*What is needed*
Skip the pictures, please, and write out exactly the lines from the opening of the data through the line containing "const menu = ['File', 'Tools', 'Help', '[+/-]'];".

*Material provided*
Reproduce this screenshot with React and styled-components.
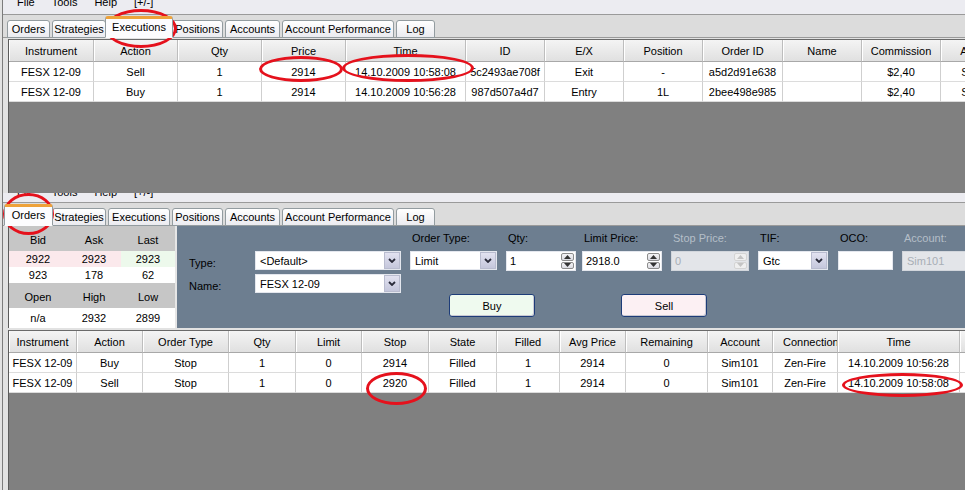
import React from 'react';
import styled, { createGlobalStyle } from 'styled-components';

const GlobalStyle = createGlobalStyle`
  *, *::before, *::after { box-sizing: border-box; }
  html, body { margin: 0; padding: 0; }
  body {
    font-family: "Liberation Sans", Arial, sans-serif;
    font-size: 11px;
    color: #000;
    background: #e2e2e2;
  }
`;

const execColumns = [
  { h: 'Instrument', w: 85 },
  { h: 'Action', w: 84 },
  { h: 'Qty', w: 84 },
  { h: 'Price', w: 84 },
  { h: 'Time', w: 120 },
  { h: 'ID', w: 79 },
  { h: 'E/X', w: 79 },
  { h: 'Position', w: 79 },
  { h: 'Order ID', w: 80 },
  { h: 'Name', w: 79 },
  { h: 'Commission', w: 79 },
  { h: 'Account', w: 79 },
];

const execRows = [
  ['FESX 12-09', 'Sell', '1', '2914', '14.10.2009 10:58:08', '5c2493ae708f', 'Exit', '-', 'a5d2d91e638', '', '$2,40', 'Sim101'],
  ['FESX 12-09', 'Buy', '1', '2914', '14.10.2009 10:56:28', '987d507a4d7', 'Entry', '1L', '2bee498e985', '', '$2,40', 'Sim101'],
];

const orderColumns = [
  { h: 'Instrument', w: 68 },
  { h: 'Action', w: 66 },
  { h: 'Order Type', w: 86 },
  { h: 'Qty', w: 67 },
  { h: 'Limit', w: 66 },
  { h: 'Stop', w: 67 },
  { h: 'State', w: 68 },
  { h: 'Filled', w: 63 },
  { h: 'Avg Price', w: 66 },
  { h: 'Remaining', w: 82 },
  { h: 'Account', w: 65 },
  { h: 'Connection', w: 65, clip: true },
  { h: 'Time', w: 122 },
  { h: '', w: 40 },
];

const orderRows = [
  ['FESX 12-09', 'Buy', 'Stop', '1', '0', '2914', 'Filled', '1', '2914', '0', 'Sim101', 'Zen-Fire', '14.10.2009 10:56:28', ''],
  ['FESX 12-09', 'Sell', 'Stop', '1', '0', '2920', 'Filled', '1', '2914', '0', 'Sim101', 'Zen-Fire', '14.10.2009 10:58:08', ''],
];

const tabs = [
  { label: 'Orders', w: 43 },
  { label: 'Strategies', w: 54 },
  { label: 'Executions', w: 62 },
  { label: 'Positions', w: 51 },
  { label: 'Accounts', w: 55 },
  { label: 'Account Performance', w: 112 },
  { label: 'Log', w: 39 },
];

const menu = ['File', 'Tools', 'Help', '[+/-]'];

const Screen = styled.div`
  position: relative;
  width: 965px;
  height: 490px;
  overflow: hidden;
  background: #e2e2e2;
`;

const Frame = styled.div`
  height: 100%;
  margin-left: 2px;
  border-left: 1px solid #7c7c7c;
  display: flex;
  flex-direction: column;
`;

const Window = styled.section`
  display: flex;
  flex-direction: column;
  ${(p) => (p.$height ? `height: ${p.$height}px; flex: none;` : 'flex: 1; min-height: 0;')}
`;

const MenuBar = styled.div`
  flex: none;
  height: ${(p) => p.$h}px;
  background: #ececf1;
  border-bottom: 1px solid #9a9a9a;
  overflow: hidden;
  display: flex;
  gap: 17px;
  padding-left: 14px;
`;

const MenuItem = styled.span`
  margin-top: ${(p) => p.$shift}px;
  line-height: 13px;
  white-space: nowrap;
`;

const TabStrip = styled.div`
  flex: none;
  height: 23px;
  background: #dcdcdc;
  border-bottom: 1px solid #9a9a9a;
  display: flex;
  align-items: flex-end;
  gap: 2px;
  padding-left: 4px;
`;

const Tab = styled.div`
  flex: none;
  width: ${(p) => p.$w + (p.$active ? 6 : 0)}px;
  height: ${(p) => (p.$active ? 22 : 18)}px;
  margin: 0 ${(p) => (p.$active ? -3 : 0)}px -1px;
  display: flex;
  align-items: center;
  justify-content: center;
  white-space: nowrap;
  background: ${(p) => (p.$active ? '#fcfcfe' : 'linear-gradient(#ffffff, #ebebf0)')};
  border: 1px solid #939ca0;
  border-top: ${(p) => (p.$active ? '3px solid #eea23a' : '1px solid #939ca0')};
  border-bottom: ${(p) => (p.$active ? '1px solid #fcfcfe' : '1px solid #939ca0')};
  border-radius: 3px 3px 0 0;
  position: relative;
  z-index: ${(p) => (p.$active ? 1 : 0)};
  padding-bottom: ${(p) => (p.$active ? 2 : 0)}px;
`;

const Well = styled.div`
  flex: 1;
  min-height: 0;
  margin: ${(p) => p.$top}px 0 0 5px;
  background: #808080;
  border-left: 1px solid #5b5b5b;
  border-top: 1px solid #6a6a6a;
  overflow: hidden;
`;

const Grid = styled.table`
  border-collapse: separate;
  border-spacing: 0;
  table-layout: fixed;
  width: ${(p) => p.$width}px;
  background: #fff;
`;

const HeadCell = styled.th`
  height: 22px;
  padding: ${(p) => (p.$clip ? '0 0 0 10px' : '0 2px')};
  font-weight: normal;
  text-align: ${(p) => (p.$clip ? 'left' : 'center')};
  white-space: nowrap;
  overflow: hidden;
  background: linear-gradient(#f4f4f4, #e0e0e0);
  border-right: 1px solid #bdbdbd;
  border-bottom: 1px solid #a8a8a8;
  box-shadow: inset 1px 0 #ffffff;
`;

const Cell = styled.td`
  height: 20px;
  padding: 0 2px;
  text-align: center;
  white-space: nowrap;
  overflow: hidden;
  border-right: 1px solid #cfcfcf;
  border-bottom: 1px solid #dcdcdc;
`;

const OrderRow = styled.div`
  flex: none;
  height: 102px;
  margin-left: 5px;
  border-left: 1px solid #5b5b5b;
  display: flex;
  gap: 2px;
  background: #e6e6e6;
`;

const QuoteBox = styled.div`
  flex: none;
  width: 166px;
  background: #fff;
  display: grid;
  grid-template-columns: 58px 54px 54px;
  grid-template-rows: 25px 16px 16px 25px 19px;
`;

const tones = {
  head: '#c6c6c6',
  bid: '#fbe9ec',
  last: '#edf9ec',
  plain: '#ffffff',
};

const QCell = styled.div`
  display: flex;
  align-items: center;
  justify-content: center;
  background: ${(p) => tones[p.$tone]};
  padding-top: ${(p) => (p.$tone === 'head' ? 3 : 0)}px;
`;

const EntryPanel = styled.div`
  flex: 1;
  min-width: 0;
  background: #6d7e90;
  padding: 5px 0 0 12px;
  display: flex;
  flex-direction: column;
  overflow: hidden;
`;

const TopRow = styled.div`
  display: flex;
  align-items: flex-start;
`;

const NameBlock = styled.div`
  flex: none;
  width: 212px;
  margin-top: 20px;
  display: grid;
  grid-template-columns: 66px 146px;
  row-gap: 4px;
`;

const SideLabel = styled.span`
  align-self: center;
  padding-top: 4px;
`;

const Field = styled.div`
  flex: none;
  width: ${(p) => p.$w}px;
  margin-left: ${(p) => p.$ml}px;
  display: flex;
  flex-direction: column;
  gap: 6px;
`;

const FieldLabel = styled.span`
  line-height: 14px;
  padding-left: 2px;
  white-space: nowrap;
  color: ${(p) => (p.$disabled ? '#b5bec8' : '#000')};
`;

const Combo = styled.div`
  height: 19px;
  display: flex;
  background: #fff;
  border: 1px solid #e4e7ee;
`;

const BoxText = styled.span`
  flex: 1;
  min-width: 0;
  display: flex;
  align-items: center;
  padding-left: ${(p) => p.$pad ?? 4}px;
  white-space: nowrap;
  overflow: hidden;
  color: ${(p) => (p.$disabled ? '#a8aeb6' : '#000')};
`;

const ComboButton = styled.span`
  flex: none;
  width: 16px;
  display: flex;
  align-items: center;
  justify-content: center;
  background: linear-gradient(#e2e2f0, #c5c7dc);
  border: 1px solid #b9bccf;
`;

const SpinBox = styled.div`
  height: 20px;
  display: flex;
  background: ${(p) => (p.$disabled ? '#e3e5e9' : '#fff')};
  border: 1px solid ${(p) => (p.$disabled ? '#d2d6dc' : '#e4e7ee')};
`;

const SpinButtons = styled.div`
  flex: none;
  width: 15px;
  padding: 1px;
  display: flex;
  flex-direction: column;
  gap: 1px;
`;

const SpinArrow = styled.span`
  flex: 1;
  display: flex;
  align-items: center;
  justify-content: center;
  border: 1px solid ${(p) => (p.$disabled ? '#d4d4d4' : '#8c8c8c')};
  border-radius: 2px;
  background: ${(p) => (p.$disabled ? '#efefef' : 'linear-gradient(#f4f4f6, #dcdce2)')};
`;

const ButtonRow = styled.div`
  display: flex;
  gap: 86px;
  padding-left: 260px;
  margin-top: 1px;
`;

const ActionButton = styled.button`
  width: 86px;
  height: 23px;
  padding: 0;
  font: inherit;
  color: #000;
  background: ${(p) => p.$tint};
  border: 1px solid #1d3c78;
  border-radius: 3px;
  box-shadow: inset -1px -1px #c9c9d2;
`;

const Mark = styled.div`
  position: absolute;
  left: ${(p) => p.$x}px;
  top: ${(p) => p.$y}px;
  width: ${(p) => p.$w}px;
  height: ${(p) => p.$h}px;
  border: 3px solid #e5111c;
  border-radius: 50%;
  pointer-events: none;
`;

const Chevron = () => (
  <svg width="8" height="5" viewBox="0 0 8 5">
    <path d="M1 1 L4 4 L7 1" fill="none" stroke="#2a2b3a" strokeWidth="1.8" />
  </svg>
);

const Arrow = ({ up, disabled }) => (
  <svg width="7" height="4" viewBox="0 0 7 4">
    <path d={up ? 'M0 4 L3.5 0 L7 4Z' : 'M0 0 L7 0 L3.5 4Z'} fill={disabled ? '#c4c4c4' : '#333'} />
  </svg>
);

const Select = ({ value }) => (
  <Combo>
    <BoxText>{value}</BoxText>
    <ComboButton>
      <Chevron />
    </ComboButton>
  </Combo>
);

const Spinner = ({ value, disabled }) => (
  <SpinBox $disabled={disabled}>
    <BoxText $pad={3} $disabled={disabled}>{value}</BoxText>
    <SpinButtons>
      <SpinArrow $disabled={disabled}><Arrow up disabled={disabled} /></SpinArrow>
      <SpinArrow $disabled={disabled}><Arrow disabled={disabled} /></SpinArrow>
    </SpinButtons>
  </SpinBox>
);

const Tabs = ({ active }) => (
  <TabStrip>
    {tabs.map((t) => (
      <Tab key={t.label} $w={t.w} $active={t.label === active}>
        {t.label}
      </Tab>
    ))}
  </TabStrip>
);

const DataGrid = ({ columns, rows }) => {
  const width = columns.reduce((s, c) => s + c.w, 0);
  return (
    <Grid $width={width}>
      <colgroup>
        {columns.map((c, i) => (
          <col key={i} style={{ width: c.w }} />
        ))}
      </colgroup>
      <thead>
        <tr>
          {columns.map((c, i) => (
            <HeadCell key={i} $clip={c.clip}>{c.h}</HeadCell>
          ))}
        </tr>
      </thead>
      <tbody>
        {rows.map((r, ri) => (
          <tr key={ri}>
            {r.map((v, ci) => (
              <Cell key={ci}>{v}</Cell>
            ))}
          </tr>
        ))}
      </tbody>
    </Grid>
  );
};

const App = () => {
  return (
    <Screen>
      <GlobalStyle />
      <Frame>
        <Window $height={193}>
          <MenuBar $h={15}>
            {menu.map((m) => (
              <MenuItem key={m} $shift={-4}>{m}</MenuItem>
            ))}
          </MenuBar>
          <Tabs active="Executions" />
          <Well $top={1}>
            <DataGrid columns={execColumns} rows={execRows} />
          </Well>
        </Window>

        <Window>
          <MenuBar $h={10}>
            {menu.map((m) => (
              <MenuItem key={m} $shift={-7}>{m}</MenuItem>
            ))}
          </MenuBar>
          <Tabs active="Orders" />
          <OrderRow>
            <QuoteBox>
              <QCell $tone="head">Bid</QCell>
              <QCell $tone="head">Ask</QCell>
              <QCell $tone="head">Last</QCell>
              <QCell $tone="bid">2922</QCell>
              <QCell $tone="bid">2923</QCell>
              <QCell $tone="last">2923</QCell>
              <QCell $tone="plain">923</QCell>
              <QCell $tone="plain">178</QCell>
              <QCell $tone="plain">62</QCell>
              <QCell $tone="head">Open</QCell>
              <QCell $tone="head">High</QCell>
              <QCell $tone="head">Low</QCell>
              <QCell $tone="plain">n/a</QCell>
              <QCell $tone="plain">2932</QCell>
              <QCell $tone="plain">2899</QCell>
            </QuoteBox>

            <EntryPanel>
              <TopRow>
                <NameBlock>
                  <SideLabel>Type:</SideLabel>
                  <Select value="<Default>" />
                  <SideLabel>Name:</SideLabel>
                  <Select value="FESX 12-09" />
                </NameBlock>
                <Field $w={87} $ml={9}>
                  <FieldLabel>Order Type:</FieldLabel>
                  <Select value="Limit" />
                </Field>
                <Field $w={70} $ml={9}>
                  <FieldLabel>Qty:</FieldLabel>
                  <Spinner value="1" />
                </Field>
                <Field $w={80} $ml={6}>
                  <FieldLabel>Limit Price:</FieldLabel>
                  <Spinner value="2918.0" />
                </Field>
                <Field $w={78} $ml={9}>
                  <FieldLabel $disabled>Stop Price:</FieldLabel>
                  <Spinner value="0" disabled />
                </Field>
                <Field $w={70} $ml={9}>
                  <FieldLabel>TIF:</FieldLabel>
                  <Select value="Gtc" />
                </Field>
                <Field $w={55} $ml={10}>
                  <FieldLabel>OCO:</FieldLabel>
                  <Combo />
                </Field>
                <Field $w={70} $ml={9}>
                  <FieldLabel $disabled>Account:</FieldLabel>
                  <SpinBox $disabled>
                    <BoxText $disabled>Sim101</BoxText>
                  </SpinBox>
                </Field>
              </TopRow>
              <ButtonRow>
                <ActionButton $tint="#effaef">Buy</ActionButton>
                <ActionButton $tint="#fcf0f3">Sell</ActionButton>
              </ButtonRow>
            </EntryPanel>
          </OrderRow>
          <Well $top={2}>
            <DataGrid columns={orderColumns} rows={orderRows} />
          </Well>
        </Window>
      </Frame>

      <Mark $x={105} $y={9} $w={72} $h={39} />
      <Mark $x={259} $y={56} $w={84} $h={26} />
      <Mark $x={342} $y={54} $w={132} $h={28} />
      <Mark $x={3} $y={193} $w={51} $h={42} />
      <Mark $x={366} $y={372} $w={61} $h={33} />
      <Mark $x={842} $y={373} $w={121} $h={24} />
    </Screen>
  );
};

export default App;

*Problem solution*
Reproduce this screenshot with React and styled-components.
import React from 'react';
import styled, { createGlobalStyle } from 'styled-components';

const GlobalStyle = createGlobalStyle`
  *, *::before, *::after { box-sizing: border-box; }
  html, body { margin: 0; padding: 0; }
  body {
    font-family: "Liberation Sans", Arial, sans-serif;
    font-size: 11px;
    color: #000;
    background: #e2e2e2;
  }
`;

const execColumns = [
  { h: 'Instrument', w: 85 },
  { h: 'Action', w: 84 },
  { h: 'Qty', w: 84 },
  { h: 'Price', w: 84 },
  { h: 'Time', w: 120 },
  { h: 'ID', w: 79 },
  { h: 'E/X', w: 79 },
  { h: 'Position', w: 79 },
  { h: 'Order ID', w: 80 },
  { h: 'Name', w: 79 },
  { h: 'Commission', w: 79 },
  { h: 'Account', w: 79 },
];

const execRows = [
  ['FESX 12-09', 'Sell', '1', '2914', '14.10.2009 10:58:08', '5c2493ae708f', 'Exit', '-', 'a5d2d91e638', '', '$2,40', 'Sim101'],
  ['FESX 12-09', 'Buy', '1', '2914', '14.10.2009 10:56:28', '987d507a4d7', 'Entry', '1L', '2bee498e985', '', '$2,40', 'Sim101'],
];

const orderColumns = [
  { h: 'Instrument', w: 68 },
  { h: 'Action', w: 66 },
  { h: 'Order Type', w: 86 },
  { h: 'Qty', w: 67 },
  { h: 'Limit', w: 66 },
  { h: 'Stop', w: 67 },
  { h: 'State', w: 68 },
  { h: 'Filled', w: 63 },
  { h: 'Avg Price', w: 66 },
  { h: 'Remaining', w: 82 },
  { h: 'Account', w: 65 },
  { h: 'Connection', w: 65, clip: true },
  { h: 'Time', w: 122 },
  { h: '', w: 40 },
];

const orderRows = [
  ['FESX 12-09', 'Buy', 'Stop', '1', '0', '2914', 'Filled', '1', '2914', '0', 'Sim101', 'Zen-Fire', '14.10.2009 10:56:28', ''],
  ['FESX 12-09', 'Sell', 'Stop', '1', '0', '2920', 'Filled', '1', '2914', '0', 'Sim101', 'Zen-Fire', '14.10.2009 10:58:08', ''],
];

const tabs = [
  { label: 'Orders', w: 43 },
  { label: 'Strategies', w: 54 },
  { label: 'Executions', w: 62 },
  { label: 'Positions', w: 51 },
  { label: 'Accounts', w: 55 },
  { label: 'Account Performance', w: 112 },
  { label: 'Log', w: 39 },
];

const menu = ['File', 'Tools', 'Help', '[+/-]'];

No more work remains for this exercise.